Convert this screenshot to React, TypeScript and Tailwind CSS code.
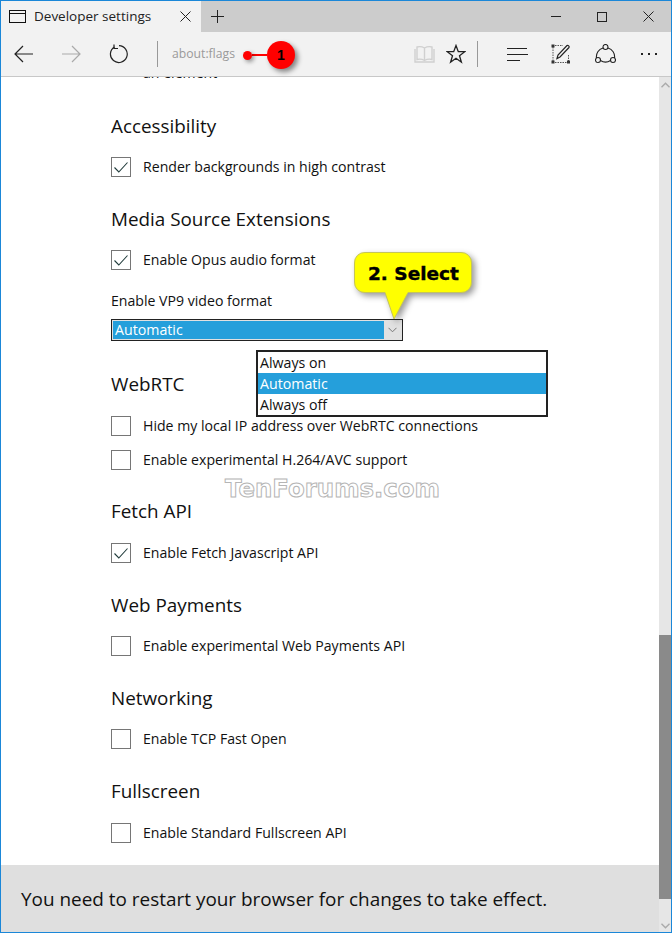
import React from 'react';

const font = "font-['Open_Sans','Noto_Sans',sans-serif]";

// --- toolbar icons ---
const PageIcon = () => (
  <svg width="18" height="14" viewBox="0 0 18 14" fill="none" stroke="#111" strokeWidth="1">
    <rect x="0.5" y="0.5" width="16" height="12" />
    <path d="M0.5 3.5H16.5" />
  </svg>
);

const Close = ({ size = 11, color = '#222' }: { size?: number; color?: string }) => (
  <svg width={size} height={size} viewBox="0 0 11 11" fill="none" stroke={color} strokeWidth="1">
    <path d="M0.5 0.5L10.5 10.5M10.5 0.5L0.5 10.5" />
  </svg>
);

const Arrow = ({ color, flip }: { color: string; flip?: boolean }) => (
  <svg width="19" height="18" viewBox="0 0 19 18" fill="none" stroke={color} strokeWidth="1.2" className={flip ? 'rotate-180' : ''}>
    <path d="M1 9H19M9 1L1 9L9 17" />
  </svg>
);

const Refresh = () => (
  <svg width="20" height="20" viewBox="0 0 20 20" fill="none" stroke="#222" strokeWidth="1.2">
    <path d="M6.5 2.9A8.4 8.4 0 1 0 11 1.7" />
    <path d="M6 0.5V4.5H10" />
  </svg>
);

const Book = () => (
  <svg width="21" height="18" viewBox="0 0 21 18" fill="none" stroke="#d0d0d0" strokeWidth="1.4">
    <path d="M10.5 3C8 1.500 5 1.500 3 2V14.500C5 14 8 14 10.500 15.500C13 14 16 14 18 14.500V2C16 1.500 13 1.500 10.500 3ZM10.500 3V15.500" />
    <path d="M1 4V17H20V4" />
  </svg>
);

const Star = () => (
  <svg width="20" height="20" viewBox="0 0 20 20" fill="none" stroke="#222" strokeWidth="1.3">
    <path d="M10 1.500L12.300 7.700H18.800L13.500 11.700L15.400 18.200L10 14.300L4.600 18.200L6.500 11.700L1.200 7.700H7.700Z" />
  </svg>
);

const Hub = () => (
  <svg width="21" height="15" viewBox="0 0 21 15" fill="none" stroke="#222" strokeWidth="1.2">
    <path d="M0 1.500H20M0 7.500H21M0 13.500H13" />
  </svg>
);

const Note = () => (
  <svg width="20" height="20" viewBox="0 0 20 20" fill="none">
    <path d="M2 3V17M4 18.500H16M4 1.500H12" stroke="#555" strokeWidth="1" strokeDasharray="1.500 1" />
    <path d="M17.500 11V17" stroke="#555" strokeWidth="1" strokeDasharray="1.500 1" />
    <rect x="0.500" y="0.500" width="3" height="3" fill="#333" />
    <rect x="0.500" y="16.500" width="3" height="3" fill="#333" />
    <rect x="16" y="16.500" width="3" height="3" fill="#333" />
    <path d="M6 14.500L7 11L16 1.500C17 0.800 18.800 2.500 18 3.500L9 13Z" stroke="#222" strokeWidth="1.200" />
  </svg>
);

const Share = () => (
  <svg width="21" height="20" viewBox="0 0 21 20" fill="none" stroke="#222" strokeWidth="1.100">
    <circle cx="10.500" cy="3" r="2.500" />
    <circle cx="3" cy="16" r="2.500" />
    <circle cx="18" cy="16" r="2.500" />
    <path d="M8 4A9 9 0 0 0 1.500 14M13 4A9 9 0 0 1 19.500 14M5.500 16.500A9 9 0 0 0 15.500 16.500" />
  </svg>
);

const Check = () => (
  <svg width="14" height="11" viewBox="0 0 14 11" fill="none" stroke="#1f3a3a" strokeWidth="1.100">
    <path d="M0.500 5.500L4.800 10L13.500 0.500" />
  </svg>
);

const Chevron = ({ color, up, thin }: { color: string; up?: boolean; thin?: boolean }) => (
  <svg width="9" height="6" viewBox="0 0 9 6" fill="none" stroke={color} strokeWidth={thin ? 1 : 1.4} className={up ? 'rotate-180' : ''}>
    <path d="M0.500 0.800L4.500 4.800L8.500 0.800" />
  </svg>
);

// --- content helpers ---
const Heading: React.FC<{ className?: string; children: React.ReactNode }> = ({ className = '', children }) => (
  <h2 className={`h-[40px] flex items-center text-[18.850px] text-[#111] font-normal ${className}`}>{children}</h2>
);

const CheckRow: React.FC<{ label: string; checked?: boolean; className?: string }> = ({ label, checked, className = '' }) => (
  <div className={`h-[34px] flex items-center ${className}`}>
    <div className="w-[20px] h-[20px] border border-[#767676] flex items-center justify-center shrink-0">
      {checked && <Check />}
    </div>
    <span className="ml-[12px] text-[14.120px] text-[#111]">{label}</span>
  </div>
);

export default function App() {
  return (
    <div className={`relative w-[672px] h-[933px] border border-[#1b87d8] flex flex-col bg-white overflow-hidden ${font}`}>
      {/* タブバー */}
      <div className="h-[31px] flex bg-[#cccccc] shrink-0">
        <div className="w-[200px] bg-[#f2f2f2] flex items-center pl-[8px] pr-[10px]">
          <PageIcon />
          <span className="ml-[7px] text-[13.500px] text-[#222]">Developer settings</span>
          <span className="ml-auto"><Close /></span>
        </div>
        <div className="w-[32px] flex items-center justify-center text-[#222]">
          <svg width="13" height="13" viewBox="0 0 13 13" stroke="#222" strokeWidth="1"><path d="M6.500 0V13M0 6.500H13" /></svg>
        </div>
        <div className="ml-auto flex items-center pr-[17px] gap-[36px]">
          <div className="w-[10px] h-px bg-[#222]" />
          <div className="w-[10px] h-[10px] border border-[#222]" />
          <Close />
        </div>
      </div>

      {/* ツールバー */}
      <div className="h-[45px] flex items-center bg-[#f2f2f2] border-b border-[#c8c8c8] shrink-0">
        <div className="ml-[13px] flex"><Arrow color="#222" /></div>
        <div className="ml-[29px] flex"><Arrow color="#aaa" flip /></div>
        <div className="ml-[27px] flex"><Refresh /></div>
        <div className="ml-[29px] w-px h-[26px] bg-[#999]" />
        <span className="ml-[14px] text-[12.200px] text-[#9a9a9a]">about:flags</span>
        <div className="ml-[179px] flex"><Book /></div>
        <div className="ml-[11px] flex"><Star /></div>
        <div className="ml-[11px] w-px h-[26px] bg-[#999]" />
        <div className="ml-[29px] flex"><Hub /></div>
        <div className="ml-[23px] flex"><Note /></div>
        <div className="ml-[24px] flex"><Share /></div>
        <div className="ml-[25px] flex gap-[5px]">
          <div className="w-[2px] h-[2px] bg-[#222]" />
          <div className="w-[2px] h-[2px] bg-[#222]" />
          <div className="w-[2px] h-[2px] bg-[#222]" />
        </div>
      </div>

      <div className="flex-1 flex min-h-0">
        <div className="flex-1 flex flex-col min-w-0">
          {/* 設定リスト */}
          <div className="flex-1 overflow-hidden pl-[110px]">
            <div className="-mt-[21px] h-[34px] flex items-center pl-[32px] text-[14.120px] text-[#111]">an element</div>
            <Heading className="mt-[16px]">Accessibility</Heading>
            <CheckRow className="mt-[4px]" label="Render backgrounds in high contrast" checked />
            <Heading className="mt-[15px]">Media Source Extensions</Heading>
            <CheckRow className="mt-[4px]" label="Enable Opus audio format" checked />
            <div className="mt-[12px] h-[24px] flex items-center text-[14.120px] text-[#111]">Enable VP9 video format</div>
            <div className="mt-[6px] w-[292px] h-[22px] border border-[#222] bg-[#e1e1e1] flex p-px">
              <div className="flex-1 bg-[#259fdb] text-white text-[14.200px] leading-[18px] pl-[2px]">Automatic</div>
              <div className="w-[17px] flex items-center justify-center"><Chevron color="#777" thin /></div>
            </div>
            <Heading className="mt-[23px]">WebRTC</Heading>
            <CheckRow className="mt-[5px]" label="Hide my local IP address over WebRTC connections" />
            <CheckRow label="Enable experimental H.264/AVC support" />
            <Heading className="mt-[14px]">Fetch API</Heading>
            <CheckRow className="mt-[5px]" label="Enable Fetch Javascript API" checked />
            <Heading className="mt-[15px]">Web Payments</Heading>
            <CheckRow className="mt-[4px]" label="Enable experimental Web Payments API" />
            <Heading className="mt-[15px]">Networking</Heading>
            <CheckRow className="mt-[4px]" label="Enable TCP Fast Open" />
            <Heading className="mt-[15px]">Fullscreen</Heading>
            <CheckRow className="mt-[5px]" label="Enable Standard Fullscreen API" />
          </div>
          {/* 再起動の通知 */}
          <div className="h-[67px] bg-[#dfdfdf] flex items-center pl-[20px] pt-[2px] text-[18.930px] text-[#111] shrink-0">
            You need to restart your browser for changes to take effect.
          </div>
        </div>

        {/* スクロールバー */}
        <div className="w-[12px] bg-[#e6e6e6] flex flex-col items-center shrink-0">
          <div className="h-[12px] flex items-center pt-[4px]"><Chevron color="#aaa" up /></div>
          <div className="mt-[546px] h-[264px] w-full bg-[#8a8a8a]" />
          <div className="mt-auto h-[12px] flex items-center"><Chevron color="#aaa" /></div>
        </div>
      </div>

      {/* 注釈 1 */}
      <div className="absolute left-[242px] top-[40px] flex items-center">
        <div className="w-[9px] h-[9px] rounded-full bg-[#ff0000] drop-shadow-[2px_2px_2px_rgba(0,0,0,0.4)]" />
        <div className="w-[15px] h-[2px] bg-[#ff0000]" />
        <div className="w-[28px] h-[28px] rounded-full bg-[#ff0000] flex items-center justify-center text-black text-[14px] font-bold shadow-[3px_3px_5px_rgba(0,0,0,0.45)] font-['Liberation_Sans',sans-serif]">1</div>
      </div>

      {/* 注釈 2 */}
      <div className="absolute left-[351px] top-[249px] w-[124px] h-[72px]">
        <svg width="124" height="72" viewBox="0 0 124 72" className="drop-shadow-[3px_3px_3px_rgba(0,0,0,0.4)]">
          <path d="M13 2.500H109A10 10 0 0 1 119.500 13V32A10 10 0 0 1 109 42.500H56L42 69L33 42.500H13A10 10 0 0 1 2.500 32V13A10 10 0 0 1 13 2.500Z" fill="#ffff00" stroke="#c4c45a" strokeWidth="1" />
        </svg>
        <div className="absolute left-[16px] top-[11px] text-[18.500px] leading-[25px] font-bold text-black font-['DejaVu_Sans',sans-serif] [-webkit-text-stroke:0.4px_#000] whitespace-nowrap">2. Select</div>
      </div>

      {/* ドロップダウン */}
      <div className="absolute left-[255px] top-[349px] w-[292px] h-[67px] border-2 border-[#222] bg-white text-[14.200px] leading-[21px] text-[#111]">
        <div className="pl-[2px]">Always on</div>
        <div className="pl-[2px] bg-[#259fdb] text-white">Automatic</div>
        <div className="pl-[2px]">Always off</div>
      </div>

      {/* 透かし */}
      <div className="absolute left-[224px] top-[474px] text-[24.400px] leading-[28px] font-bold text-white [-webkit-text-stroke:1px_#b5b5b5] font-['DejaVu_Sans',sans-serif] whitespace-nowrap">TenForums.com</div>
    </div>
  );
}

_ _ _ _ _ _ _

Description of the task:
In the data above, how many lines contain the string "React"? Answer with the number only.

Reply to the exercise:
4